▶ [The problem]: Pictures stay out of the copy; set down each line of the listing below exactly.

▶ [Entries with page source code]:
- - -

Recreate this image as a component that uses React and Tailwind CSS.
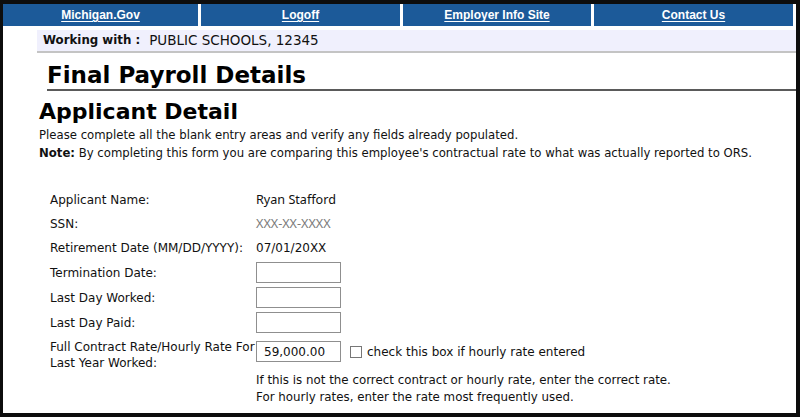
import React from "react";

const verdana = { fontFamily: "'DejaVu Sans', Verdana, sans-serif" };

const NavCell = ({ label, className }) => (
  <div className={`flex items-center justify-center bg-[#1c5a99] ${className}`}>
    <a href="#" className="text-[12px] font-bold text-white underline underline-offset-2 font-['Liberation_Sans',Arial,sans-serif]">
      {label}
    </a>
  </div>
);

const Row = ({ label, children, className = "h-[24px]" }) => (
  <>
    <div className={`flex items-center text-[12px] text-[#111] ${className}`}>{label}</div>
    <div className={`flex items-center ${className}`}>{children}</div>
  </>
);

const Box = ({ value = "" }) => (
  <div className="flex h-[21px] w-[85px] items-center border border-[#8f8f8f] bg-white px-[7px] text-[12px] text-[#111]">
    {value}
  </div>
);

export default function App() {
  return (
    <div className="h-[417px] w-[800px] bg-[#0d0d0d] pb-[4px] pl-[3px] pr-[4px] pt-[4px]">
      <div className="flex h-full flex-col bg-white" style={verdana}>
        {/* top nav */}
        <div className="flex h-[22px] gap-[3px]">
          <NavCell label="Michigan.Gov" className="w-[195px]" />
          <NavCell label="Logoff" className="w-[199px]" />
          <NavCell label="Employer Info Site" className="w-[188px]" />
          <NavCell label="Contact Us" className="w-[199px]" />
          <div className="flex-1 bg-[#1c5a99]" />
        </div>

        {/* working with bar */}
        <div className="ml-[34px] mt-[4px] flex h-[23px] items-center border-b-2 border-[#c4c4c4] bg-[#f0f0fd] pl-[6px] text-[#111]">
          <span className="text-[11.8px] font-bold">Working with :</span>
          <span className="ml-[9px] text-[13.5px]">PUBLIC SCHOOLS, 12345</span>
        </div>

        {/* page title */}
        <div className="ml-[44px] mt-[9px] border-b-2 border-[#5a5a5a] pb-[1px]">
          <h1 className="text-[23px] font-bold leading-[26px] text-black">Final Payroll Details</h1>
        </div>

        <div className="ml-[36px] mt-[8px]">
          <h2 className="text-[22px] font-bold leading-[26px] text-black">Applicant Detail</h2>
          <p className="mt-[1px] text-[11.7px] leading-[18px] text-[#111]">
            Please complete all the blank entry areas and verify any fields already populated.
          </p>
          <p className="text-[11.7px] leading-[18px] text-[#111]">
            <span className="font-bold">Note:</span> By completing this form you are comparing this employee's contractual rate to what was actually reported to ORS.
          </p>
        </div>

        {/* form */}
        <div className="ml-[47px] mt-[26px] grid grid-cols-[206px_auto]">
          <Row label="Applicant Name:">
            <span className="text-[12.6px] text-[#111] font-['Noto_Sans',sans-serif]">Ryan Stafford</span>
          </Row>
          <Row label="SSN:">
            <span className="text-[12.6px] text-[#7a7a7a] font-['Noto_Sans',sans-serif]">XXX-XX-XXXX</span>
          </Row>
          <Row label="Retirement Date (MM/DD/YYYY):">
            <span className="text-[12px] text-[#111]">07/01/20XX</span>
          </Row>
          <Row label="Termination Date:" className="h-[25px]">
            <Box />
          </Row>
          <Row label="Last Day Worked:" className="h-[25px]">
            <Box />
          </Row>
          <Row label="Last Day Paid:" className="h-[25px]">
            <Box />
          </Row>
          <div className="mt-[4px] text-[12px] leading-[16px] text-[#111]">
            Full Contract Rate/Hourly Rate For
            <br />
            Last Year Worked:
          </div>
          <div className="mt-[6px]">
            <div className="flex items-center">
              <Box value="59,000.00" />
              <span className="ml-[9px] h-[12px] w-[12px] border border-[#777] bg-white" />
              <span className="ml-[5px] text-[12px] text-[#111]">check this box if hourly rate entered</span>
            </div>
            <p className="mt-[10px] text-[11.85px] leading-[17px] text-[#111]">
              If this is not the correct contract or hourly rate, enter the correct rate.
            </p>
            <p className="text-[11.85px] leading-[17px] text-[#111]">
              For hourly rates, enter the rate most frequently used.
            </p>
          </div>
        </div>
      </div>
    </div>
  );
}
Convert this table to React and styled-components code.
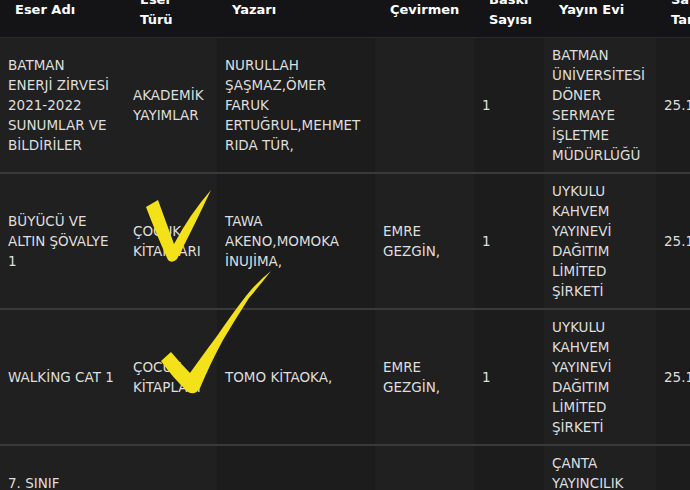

- - -

▶ [Result of the task]:
Recreate this image as a component that uses React and Tailwind CSS.
import React from "react";

const verdana = { fontFamily: "'DejaVu Sans', Verdana, sans-serif" };

const NavCell = ({ label, className }) => (
  <div className={`flex items-center justify-center bg-[#1c5a99] ${className}`}>
    <a href="#" className="text-[12px] font-bold text-white underline underline-offset-2 font-['Liberation_Sans',Arial,sans-serif]">
      {label}
    </a>
  </div>
);

const Row = ({ label, children, className = "h-[24px]" }) => (
  <>
    <div className={`flex items-center text-[12px] text-[#111] ${className}`}>{label}</div>
    <div className={`flex items-center ${className}`}>{children}</div>
  </>
);

const Box = ({ value = "" }) => (
  <div className="flex h-[21px] w-[85px] items-center border border-[#8f8f8f] bg-white px-[7px] text-[12px] text-[#111]">
    {value}
  </div>
);

export default function App() {
  return (
    <div className="h-[417px] w-[800px] bg-[#0d0d0d] pb-[4px] pl-[3px] pr-[4px] pt-[4px]">
      <div className="flex h-full flex-col bg-white" style={verdana}>
        {/* top nav */}
        <div className="flex h-[22px] gap-[3px]">
          <NavCell label="Michigan.Gov" className="w-[195px]" />
          <NavCell label="Logoff" className="w-[199px]" />
          <NavCell label="Employer Info Site" className="w-[188px]" />
          <NavCell label="Contact Us" className="w-[199px]" />
          <div className="flex-1 bg-[#1c5a99]" />
        </div>

        {/* working with bar */}
        <div className="ml-[34px] mt-[4px] flex h-[23px] items-center border-b-2 border-[#c4c4c4] bg-[#f0f0fd] pl-[6px] text-[#111]">
          <span className="text-[11.8px] font-bold">Working with :</span>
          <span className="ml-[9px] text-[13.5px]">PUBLIC SCHOOLS, 12345</span>
        </div>

        {/* page title */}
        <div className="ml-[44px] mt-[9px] border-b-2 border-[#5a5a5a] pb-[1px]">
          <h1 className="text-[23px] font-bold leading-[26px] text-black">Final Payroll Details</h1>
        </div>

        <div className="ml-[36px] mt-[8px]">
          <h2 className="text-[22px] font-bold leading-[26px] text-black">Applicant Detail</h2>
          <p className="mt-[1px] text-[11.7px] leading-[18px] text-[#111]">
            Please complete all the blank entry areas and verify any fields already populated.
          </p>
          <p className="text-[11.7px] leading-[18px] text-[#111]">
            <span className="font-bold">Note:</span> By completing this form you are comparing this employee's contractual rate to what was actually reported to ORS.
          </p>
        </div>

        {/* form */}
        <div className="ml-[47px] mt-[26px] grid grid-cols-[206px_auto]">
          <Row label="Applicant Name:">
            <span className="text-[12.6px] text-[#111] font-['Noto_Sans',sans-serif]">Ryan Stafford</span>
          </Row>
          <Row label="SSN:">
            <span className="text-[12.6px] text-[#7a7a7a] font-['Noto_Sans',sans-serif]">XXX-XX-XXXX</span>
          </Row>
          <Row label="Retirement Date (MM/DD/YYYY):">
            <span className="text-[12px] text-[#111]">07/01/20XX</span>
          </Row>
          <Row label="Termination Date:" className="h-[25px]">
            <Box />
          </Row>
          <Row label="Last Day Worked:" className="h-[25px]">
            <Box />
          </Row>
          <Row label="Last Day Paid:" className="h-[25px]">
            <Box />
          </Row>
          <div className="mt-[4px] text-[12px] leading-[16px] text-[#111]">
            Full Contract Rate/Hourly Rate For
            <br />
            Last Year Worked:
          </div>
          <div className="mt-[6px]">
            <div className="flex items-center">
              <Box value="59,000.00" />
              <span className="ml-[9px] h-[12px] w-[12px] border border-[#777] bg-white" />
              <span className="ml-[5px] text-[12px] text-[#111]">check this box if hourly rate entered</span>
            </div>
            <p className="mt-[10px] text-[11.85px] leading-[17px] text-[#111]">
              If this is not the correct contract or hourly rate, enter the correct rate.
            </p>
            <p className="text-[11.85px] leading-[17px] text-[#111]">
              For hourly rates, enter the rate most frequently used.
            </p>
          </div>
        </div>
      </div>
    </div>
  );
}
Convert this table to React and styled-components code.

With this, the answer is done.